▶ _EXERCISE REQUIREMENTS_: Find the lines containing "styles" and say how many there are, with no other words.

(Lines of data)
— begin —
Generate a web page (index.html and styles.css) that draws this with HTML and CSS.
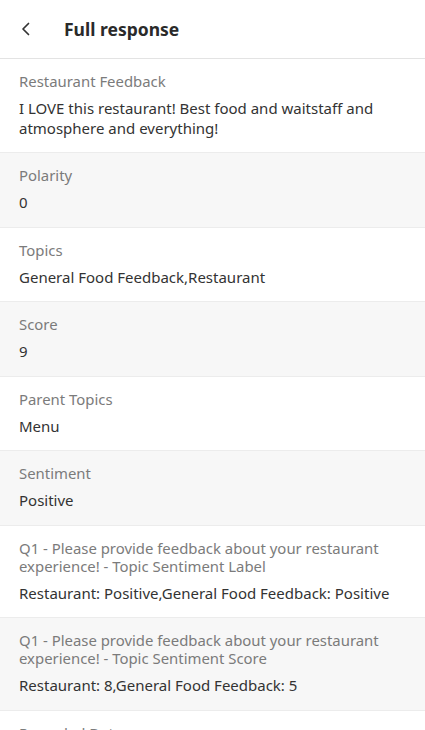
FILE: index.html
```html
<!DOCTYPE html>
<html lang="en">
<head>
<meta charset="utf-8">
<title>Full response</title>
<link rel="stylesheet" href="styles.css">
</head>
<body>
<header class="header">
  <span class="back" aria-label="Back">
    <svg width="12" height="16" viewBox="0 0 12 16"><path d="M8.5 2.5 L3 8 L8.5 13.5" fill="none" stroke="#333" stroke-width="1.7" stroke-linecap="round" stroke-linejoin="round"/></svg>
  </span>
  <h1 class="title">Full response</h1>
</header>
<main class="list">
  <section class="row">
    <div class="label">Restaurant Feedback</div>
    <div class="value">I LOVE this restaurant! Best food and waitstaff and atmosphere and everything!</div>
  </section>
  <section class="row alt">
    <div class="label">Polarity</div>
    <div class="value">0</div>
  </section>
  <section class="row">
    <div class="label">Topics</div>
    <div class="value">General Food Feedback,Restaurant</div>
  </section>
  <section class="row alt">
    <div class="label">Score</div>
    <div class="value">9</div>
  </section>
  <section class="row">
    <div class="label">Parent Topics</div>
    <div class="value">Menu</div>
  </section>
  <section class="row alt">
    <div class="label">Sentiment</div>
    <div class="value">Positive</div>
  </section>
  <section class="row">
    <div class="label">Q1 - Please provide feedback about your restaurant experience! - Topic Sentiment Label</div>
    <div class="value">Restaurant: Positive,General Food Feedback: Positive</div>
  </section>
  <section class="row alt">
    <div class="label">Q1 - Please provide feedback about your restaurant experience! - Topic Sentiment Score</div>
    <div class="value">Restaurant: 8,General Food Feedback: 5</div>
  </section>
  <section class="row">
    <div class="label">Recorded Date</div>
    <div class="value">&nbsp;</div>
  </section>
</main>
</body>
</html>
```
FILE: styles.css
```css
* { box-sizing: border-box; }
html, body { margin: 0; padding: 0; }
body {
  font-family: "Noto Sans", "Open Sans", sans-serif;
  background: #ffffff;
  color: #333;
  width: 425px;
}
.header {
  height: 59px;
  display: flex;
  align-items: center;
  padding-left: 20px;
  border-bottom: 1px solid #e3e3e3;
  box-shadow: 0 1px 2px rgba(0,0,0,0.04);
}
.back {
  display: flex;
  align-items: center;
  width: 44px;
  height: 20px;
}
.title {
  margin: 0;
  font-size: 17.5px;
  font-weight: 700;
  color: #2a2a2a;
}
.list { display: flex; flex-direction: column; }
.row {
  padding: 13px 19px 14px 19px;
  border-bottom: 1px solid #ececec;
  background: #ffffff;
}
.row.alt { background: #f7f7f7; }
.label {
  font-size: 14.9px;
  line-height: 18px;
  color: #7b7b7b;
}
.value {
  margin-top: 9px;
  font-size: 15px;
  line-height: 19.5px;
  color: #333;
}
```
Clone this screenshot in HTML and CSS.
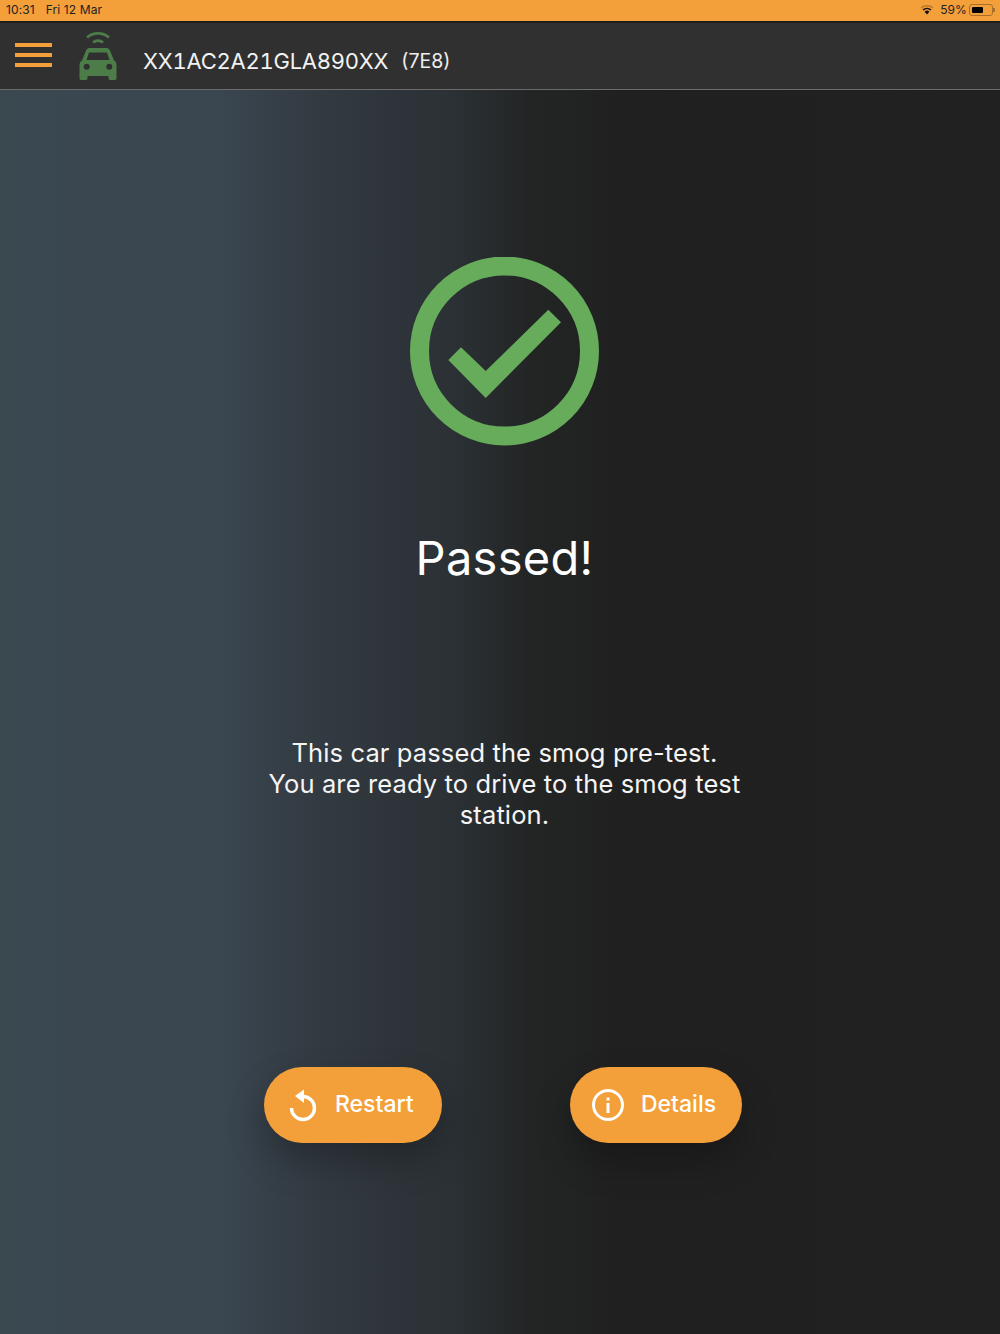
FILE: index.html
```html
<!DOCTYPE html>
<html lang="en">
<head>
  <meta charset="UTF-8">
  <meta name="viewport" content="width=device-width, initial-scale=1.0">
  <title>Smog pre-test result</title>
  <link rel="stylesheet" href="styles.css">
</head>
<body>
  <div class="status-bar">
    <div class="status-left">
      <span>10:31</span>
      <span>Fri 12 Mar</span>
    </div>
    <div class="status-right">
      <svg class="wifi" width="14" height="11" viewBox="0 0 14 11">
        <path d="M1 4 A9 9 0 0 1 13 4" fill="none" stroke="#b9772a" stroke-width="1.5"/>
        <path d="M3 6 A6 6 0 0 1 11 6" fill="none" stroke="#111" stroke-width="1.6"/>
        <path d="M7 10.5 L4.6 7.8 A3.4 3.4 0 0 1 9.4 7.8 Z" fill="#111"/>
      </svg>
      <span>59%</span>
      <div class="battery"><div class="battery-level" style="width: 59%"></div></div>
      <div class="battery-tip"></div>
    </div>
  </div>

  <header class="app-bar">
    <div class="menu-icon"><span></span><span></span><span></span></div>
    <svg class="car-icon" width="38" height="50" viewBox="0 0 38 50">
      <path d="M8 5.500 A17 17 0 0 1 30 5.500" fill="none" stroke="#4c7c48" stroke-width="2.8"/>
      <path d="M14 10.500 A8 8 0 0 1 24 10.500" fill="none" stroke="#4c7c48" stroke-width="2.8"/>
      <path fill-rule="evenodd" fill="#4c7c48" d="M10 16 H28 Q30 16 31 18.500 L35 28.500 Q37.500 29.500 37.500 32.500 V46 Q37.500 48 36 48 H31 Q29.500 48 29.500 46 V44 H8.500 V46 Q8.500 48 7 48 H2 Q0.500 48 0.500 46 V32.500 Q0.500 29.500 3 28.500 L7 18.500 Q8 16 10 16 Z M10 20.500 L7.500 28 H30.500 L28 20.500 Z M7.700 31.700 A3 3 0 1 0 7.700 37.700 A3 3 0 1 0 7.700 31.700 Z M30.300 31.700 A3 3 0 1 0 30.300 37.700 A3 3 0 1 0 30.300 31.700 Z"/>
    </svg>
    <div class="vin">XX1AC2A21GLA890XX</div>
    <div class="ecu">(7E8)</div>
  </header>

  <main class="result-page">
    <svg class="pass-icon" width="190" height="190" viewBox="0 0 190 190">
      <circle cx="94.500" cy="94" r="85" fill="none" stroke="#66ac5b" stroke-width="19"/>
      <polygon fill="#66ac5b" points="38.300,103 51,90.300 75.700,114 138.300,52.700 151,65.300 75.700,141"/>
    </svg>
    <h1 class="result-title">Passed!</h1>
    <p class="result-text">This car passed the smog pre-test.<br>You are ready to drive to the smog test station.</p>
    <div class="actions">
      <button class="action-button restart">
        <svg width="28" height="34" viewBox="0 0 28 34">
          <path d="M2.500 20 A11.500 11.500 0 1 0 14 8.500 H12" fill="none" stroke="#fff" stroke-width="3.400"/>
          <polygon fill="#fff" points="15,1.500 15,15 6,8"/>
        </svg>
        <span>Restart</span>
      </button>
      <button class="action-button details">
        <svg width="32" height="32" viewBox="0 0 32 32">
          <circle cx="16" cy="16" r="14.500" fill="none" stroke="#fff" stroke-width="3"/>
          <rect x="14.500" y="14" width="3" height="10" fill="#fff"/>
          <rect x="14.500" y="8.500" width="3" height="3" fill="#fff"/>
        </svg>
        <span>Details</span>
      </button>
    </div>
  </main>
</body>
</html>
```

FILE: styles.css
```css
* {
  margin: 0;
  padding: 0;
  box-sizing: border-box;
}

body {
  width: 1000px;
  height: 1334px;
  overflow: hidden;
  font-family: Inter, Roboto, sans-serif;
  color: #fff;
  background: #222;
}

.status-bar {
  height: 23px;
  padding: 0 5px 2px 6px;
  display: flex;
  justify-content: space-between;
  align-items: center;
  background: #f39f3a;
  border-bottom: 2px solid #1e1e1e;
  color: #222;
  font-size: 12px;
  letter-spacing: 0.1px;
}

.status-left {
  display: flex;
  gap: 11px;
}

.status-right {
  display: flex;
  align-items: center;
  gap: 4px;
}

.wifi {
  margin-right: 2px;
}

.battery {
  width: 24px;
  height: 12px;
  margin-left: -2px;
  padding: 2px;
  border: 1px solid #a96f28;
  border-radius: 3px;
}

.battery-level {
  height: 100%;
  background: #000;
  border-radius: 1px;
}

.battery-tip {
  width: 2px;
  height: 4px;
  margin-left: -4px;
  background: #a96f28;
}

.app-bar {
  height: 67px;
  padding-left: 15px;
  display: flex;
  align-items: center;
  background: #303030;
  border-bottom: 1px solid #6b6b6b;
}

.menu-icon {
  width: 37px;
  margin-right: 27px;
  margin-bottom: 2px;
  display: flex;
  flex-direction: column;
  gap: 6px;
}

.menu-icon span {
  height: 4px;
  background: #f39f3a;
}

.car-icon {
  margin-top: 1px;
}

.vin {
  margin-left: 26px;
  margin-top: 9px;
  font-size: 22px;
  letter-spacing: -0.25px;
  font-feature-settings: "tnum";
  color: #f2f2f2;
}

.ecu {
  margin-left: 13px;
  margin-top: 10px;
  font-size: 19.500px;
  color: #eee;
}

.result-page {
  height: 1244px;
  padding: 167px 0 0 9px;
  display: flex;
  flex-direction: column;
  align-items: center;
  background: linear-gradient(90deg, #3a4850 0%, #3a4650 22%, #343c44 30%, #2f363c 37%, #2b3135 45%, #232525 53%, #202020 62%, #212121 100%);
}

.pass-icon {
  display: block;
}

.result-title {
  margin-top: 83px;
  font-size: 47px;
  line-height: 56px;
  font-weight: 400;
  letter-spacing: 0.3px;
}

.result-text {
  width: 500px;
  margin-top: 151px;
  font-size: 25.500px;
  line-height: 31px;
  letter-spacing: 0.12px;
  text-align: center;
  color: #f5f5f5;
}

.actions {
  margin-top: 237px;
  margin-right: 3px;
  display: flex;
  gap: 128px;
}

.action-button {
  height: 76px;
  display: flex;
  align-items: center;
  border: none;
  border-radius: 38px;
  background: #f39f3a;
  color: #fff;
  font-family: inherit;
  font-size: 23px;
  font-weight: 500;
  box-shadow: 0 18px 36px rgba(0, 0, 0, 0.25);
}

.action-button svg {
  flex-shrink: 0;
}

.action-button span {
  margin-bottom: 2px;
}

.restart {
  width: 178px;
  padding-left: 25px;
  gap: 18px;
}

.details {
  width: 172px;
  padding-left: 22px;
  gap: 17px;
}
```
— end —
▶ _THE REPLY_: 5